Spanish billionaire businessman

Miquel Fluxà Rosselló (born July 1938) is a Spanish billionaire businessman, and the chairman and 100% owner of Grupo Iberostar, which owns 100 hotels and resorts in 16 countries. Fluxà Rosselló is the "third generation heir to a shoe-making business". As of April 2022, his net worth is estimated at US 3.2 billion.

==Early life==
Fluxà was born in Majorca in July 1938, he is the grandson of Antonio Fluxà who set up the shoe-making shop Lottusse in Majorca in 1877, and the son of Llorenç Fluxà Figuerola who expanded the family business to hospitality. Fluxà has two brothers: Antonio who led the family shoe company Lottusse until his death in 2015, and Lorenzo who founded the shoe brand Camper in 1975.

==Career==
In 1986, with his father, Fluxà opened his first Iberostar hotel. Expansion of the group included the acquisitions of an airline company, a cruise company and hotel chains.
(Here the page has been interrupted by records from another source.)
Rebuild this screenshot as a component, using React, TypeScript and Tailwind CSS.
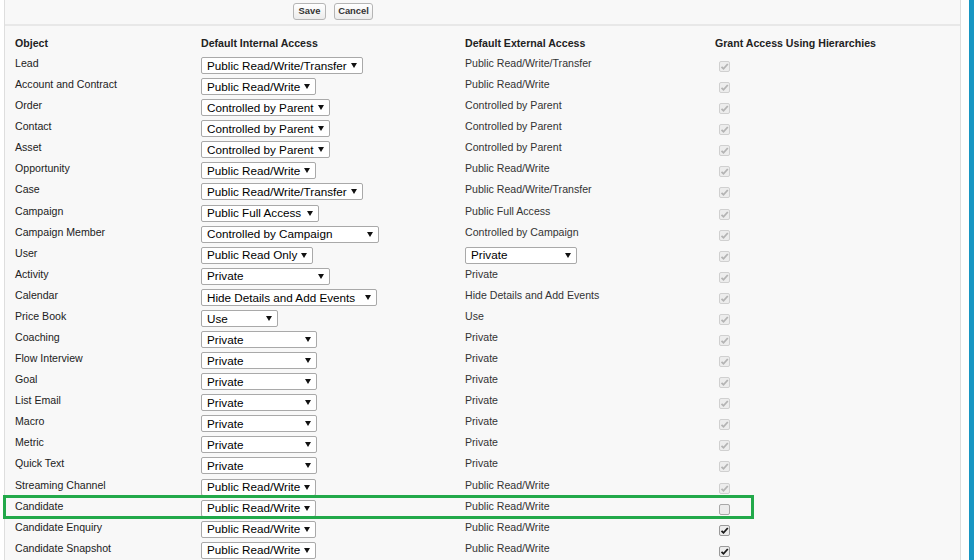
import { Fragment } from 'react'

type Check = 'locked' | 'off' | 'on'

interface Row {
    label: string
    internal: string
    internalW: string
    external: string
    externalW?: string
    check: Check
}

const rows: Row[] = [
    { label: 'Lead', internal: 'Public Read/Write/Transfer', internalW: 'w-[162px]', external: 'Public Read/Write/Transfer', check: 'locked' },
    { label: 'Account and Contract', internal: 'Public Read/Write', internalW: 'w-[115px]', external: 'Public Read/Write', check: 'locked' },
    { label: 'Order', internal: 'Controlled by Parent', internalW: 'w-[129px]', external: 'Controlled by Parent', check: 'locked' },
    { label: 'Contact', internal: 'Controlled by Parent', internalW: 'w-[129px]', external: 'Controlled by Parent', check: 'locked' },
    { label: 'Asset', internal: 'Controlled by Parent', internalW: 'w-[129px]', external: 'Controlled by Parent', check: 'locked' },
    { label: 'Opportunity', internal: 'Public Read/Write', internalW: 'w-[115px]', external: 'Public Read/Write', check: 'locked' },
    { label: 'Case', internal: 'Public Read/Write/Transfer', internalW: 'w-[162px]', external: 'Public Read/Write/Transfer', check: 'locked' },
    { label: 'Campaign', internal: 'Public Full Access', internalW: 'w-[118px]', external: 'Public Full Access', check: 'locked' },
    { label: 'Campaign Member', internal: 'Controlled by Campaign', internalW: 'w-[178px]', external: 'Controlled by Campaign', check: 'locked' },
    { label: 'User', internal: 'Public Read Only', internalW: 'w-[112px]', external: 'Private', externalW: 'w-[112px]', check: 'locked' },
    { label: 'Activity', internal: 'Private', internalW: 'w-[129px]', external: 'Private', check: 'locked' },
    { label: 'Calendar', internal: 'Hide Details and Add Events', internalW: 'w-[176px]', external: 'Hide Details and Add Events', check: 'locked' },
    { label: 'Price Book', internal: 'Use', internalW: 'w-[77px]', external: 'Use', check: 'locked' },
    { label: 'Coaching', internal: 'Private', internalW: 'w-[116px]', external: 'Private', check: 'locked' },
    { label: 'Flow Interview', internal: 'Private', internalW: 'w-[116px]', external: 'Private', check: 'locked' },
    { label: 'Goal', internal: 'Private', internalW: 'w-[116px]', external: 'Private', check: 'locked' },
    { label: 'List Email', internal: 'Private', internalW: 'w-[116px]', external: 'Private', check: 'locked' },
    { label: 'Macro', internal: 'Private', internalW: 'w-[116px]', external: 'Private', check: 'locked' },
    { label: 'Metric', internal: 'Private', internalW: 'w-[116px]', external: 'Private', check: 'locked' },
    { label: 'Quick Text', internal: 'Private', internalW: 'w-[116px]', external: 'Private', check: 'locked' },
    { label: 'Streaming Channel', internal: 'Public Read/Write', internalW: 'w-[115px]', external: 'Public Read/Write', check: 'locked' },
    { label: 'Candidate', internal: 'Public Read/Write', internalW: 'w-[115px]', external: 'Public Read/Write', check: 'off' },
    { label: 'Candidate Enquiry', internal: 'Public Read/Write', internalW: 'w-[115px]', external: 'Public Read/Write', check: 'on' },
    { label: 'Candidate Snapshot', internal: 'Public Read/Write', internalW: 'w-[115px]', external: 'Public Read/Write', check: 'on' },
]

function FakeSelect({ value, width }: { value: string; width: string }) {
    return (
        <div
            className={`mt-px flex h-[17px] ${width} items-center justify-between rounded-[2px] border border-[#a9a9a9] bg-white pl-[5px] pr-[5px] text-[11.7px] leading-none text-black`}
        >
            <span className="whitespace-nowrap">{value}</span>
            <svg width="6" height="5" viewBox="0 0 6 5" className="shrink-0">
                <polygon points="0,0 6,0 3,5" fill="#111" />
            </svg>
        </div>
    )
}

function Checkbox({ state }: { state: Check }) {
    const box =
        state === 'locked'
            ? 'border-[#d0d0d0] bg-[#ededed]'
            : state === 'off'
              ? 'border-[#a8a8a8] bg-[#ececec]'
              : 'border-[#9a9a9a] bg-[#ececec]'
    const tick = state === 'locked' ? '#b4b4b4' : '#1a1a1a'
    return (
        <div className={`ml-[4px] mt-[5px] flex h-[11px] w-[11px] items-center justify-center rounded-[2px] border ${box}`}>
            {state !== 'off' && (
                <svg width="9" height="9" viewBox="0 0 9 9">
                    <path d="M1.5 4.8 L3.5 6.8 L7.8 2" stroke={tick} strokeWidth="1.8" fill="none" />
                </svg>
            )}
        </div>
    )
}

export default function App() {
    return (
        <div className="flex h-[560px] w-[974px] overflow-hidden bg-white font-['Liberation_Sans',Arial,sans-serif]">
            <div className="w-[4px] bg-white" />
            <div className="w-[957px] border-x border-[#dedede] bg-[#f8f8f8]">
                <div className="flex h-[26px] items-start gap-[8px] border-b-2 border-[#e8e8e8] pl-[288px] pt-[3px]">
                    <button
                        type="button"
                        className="h-[17px] w-[33px] rounded-[3px] border border-[#b5b5b5] bg-gradient-to-b from-white to-[#ececec] text-[9.4px] font-bold text-[#333]"
                    >
                        Save
                    </button>
                    <button
                        type="button"
                        className="h-[17px] w-[39px] rounded-[3px] border border-[#b5b5b5] bg-gradient-to-b from-white to-[#ececec] text-[9.4px] font-bold text-[#333]"
                    >
                        Cancel
                    </button>
                </div>

                <div className="pl-[10px] pt-[10px]">
                    <div className="grid grid-cols-[186px_264px_250px_200px] text-[10.6px] font-bold leading-[14px] text-[#222]">
                        <div className="h-[20px]">Object</div>
                        <div>Default Internal Access</div>
                        <div>Default External Access</div>
                        <div>Grant Access Using Hierarchies</div>
                    </div>

                    {rows.map((r) => (
                        <Fragment key={r.label}>
                            <div className="relative grid h-[21.08px] grid-cols-[186px_264px_250px_200px] text-[10.6px] leading-[14px]">
                                <div className="text-[#222]">{r.label}</div>
                                <div>
                                    <FakeSelect value={r.internal} width={r.internalW} />
                                </div>
                                <div>
                                    {r.externalW ? (
                                        <FakeSelect value={r.external} width={r.externalW} />
                                    ) : (
                                        <span className="text-[#333]">{r.external}</span>
                                    )}
                                </div>
                                <div>
                                    <Checkbox state={r.check} />
                                </div>
                                {r.check === 'off' && (
                                    <div className="pointer-events-none absolute left-[-12px] top-[-4px] h-[24px] w-[751px] border-[3px] border-[#22a94a]" />
                                )}
                            </div>
                        </Fragment>
                    ))}
                </div>
            </div>
            <div className="w-[8px] bg-white" />
            <div className="w-[5px] bg-[#1796c3]" />
        </div>
    )
}
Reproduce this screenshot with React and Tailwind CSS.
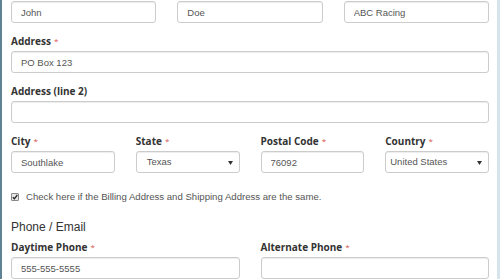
import React from 'react'

const labelCls = "block h-4 leading-4 mb-[2px] text-[10px] font-bold text-[#333] font-['Open_Sans',sans-serif] whitespace-nowrap"
const inputCls = "block w-full h-[22px] px-[9px] text-[9.5px] text-[#555] bg-white border border-[#ccc] rounded-[3px] shadow-[inset_0_1px_1px_rgba(0,0,0,0.075)] font-['Liberation_Sans',Arial,sans-serif] outline-none"

const Label = ({ children, required }) => (
  <label className={labelCls}>
    {children}
    {required && <span className="text-[#d9534f] ml-[3px] text-[8px] font-normal align-top">*</span>}
  </label>
)

const Input = ({ value = '', placeholder = '' }) => (
  <input className={inputCls} defaultValue={value} placeholder={placeholder} readOnly />
)

const Select = ({ value, indent }) => (
  <div className="relative h-[22px] bg-white border border-[#ccc] rounded-[3px] shadow-[inset_0_1px_1px_rgba(0,0,0,0.075)] flex items-center">
    <span className={`text-[9.5px] leading-none text-[#555] font-['Liberation_Sans',Arial,sans-serif] ${indent}`}>{value}</span>
    <svg className="absolute right-[6px] top-[9px]" width="5" height="4" viewBox="0 0 5 4">
      <path d="M0 0h5L2.5 4z" fill="#333" />
    </svg>
  </div>
)

export default function App() {
  return (
    <div className="w-[500px] h-[279px] overflow-hidden bg-white border-l-2 border-l-[#5f8394] border-r-[3px] border-r-[#d5e3ea] pl-[9px] pr-[8px] flex flex-col leading-none">
      <div className="grid grid-cols-3 gap-x-[21px] mt-[1px]">
        <Input value="John" />
        <Input value="Doe" />
        <Input value="ABC Racing" />
      </div>

      <div className="mt-[10px]">
        <Label required>Address</Label>
        <Input value="PO Box 123" />
      </div>

      <div className="mt-[10px]">
        <Label>Address (line 2)</Label>
        <Input />
      </div>

      <div className="mt-[10px] grid grid-cols-4 gap-x-[21px]">
        <div>
          <Label required>City</Label>
          <Input value="Southlake" />
        </div>
        <div>
          <Label required>State</Label>
          <Select value="Texas" indent="pl-[10px]" />
        </div>
        <div>
          <Label required>Postal Code</Label>
          <Input value="76092" />
        </div>
        <div>
          <Label required>Country</Label>
          <Select value="United States" indent="pl-[4px]" />
        </div>
      </div>

      <div className="mt-[17px] h-[14px] flex items-center gap-[7px] font-['Liberation_Sans',Arial,sans-serif] text-[9.6px] text-[#555] whitespace-nowrap">
        <span className="w-[8px] h-[8px] border border-[#888] bg-[#e6e6e6] rounded-[1px] flex items-center justify-center">
          <svg width="6" height="6" viewBox="0 0 6 6">
            <path d="M0.8 3.2L2.4 4.8L5.3 1" stroke="#222" strokeWidth="1.3" fill="none" />
          </svg>
        </span>
        <span>Check here if the Billing Address and Shipping Address are the same.</span>
      </div>

      <div className="mt-[15px] h-4 leading-4 text-[12px] text-[#333] font-['Liberation_Sans',Arial,sans-serif]">
        Phone / Email
      </div>

      <div className="mt-[4px] grid grid-cols-2 gap-x-[21px]">
        <div>
          <Label required>Daytime Phone</Label>
          <Input value="555-555-5555" />
        </div>
        <div>
          <Label required>Alternate Phone</Label>
          <Input />
        </div>
      </div>
    </div>
  )
}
After his father died in 1993, Fluxà led the opening of the group's first international location in the Dominican Republic.

In 2004, Fluxà founded Fundacion Iberostar. In 2006, he sold most of the group's tourism subsidiaries to focus on hotels.

In 2016, he appeared for the first time in Forbes' billionaire list with an estimated net worth of $2.1 billion.

==Personal life==
Fluxà is married to Sabina Thienemann, and lives in Esporles, Spain. He has two daughters, Sabina and Gloria, both of whom work for the company.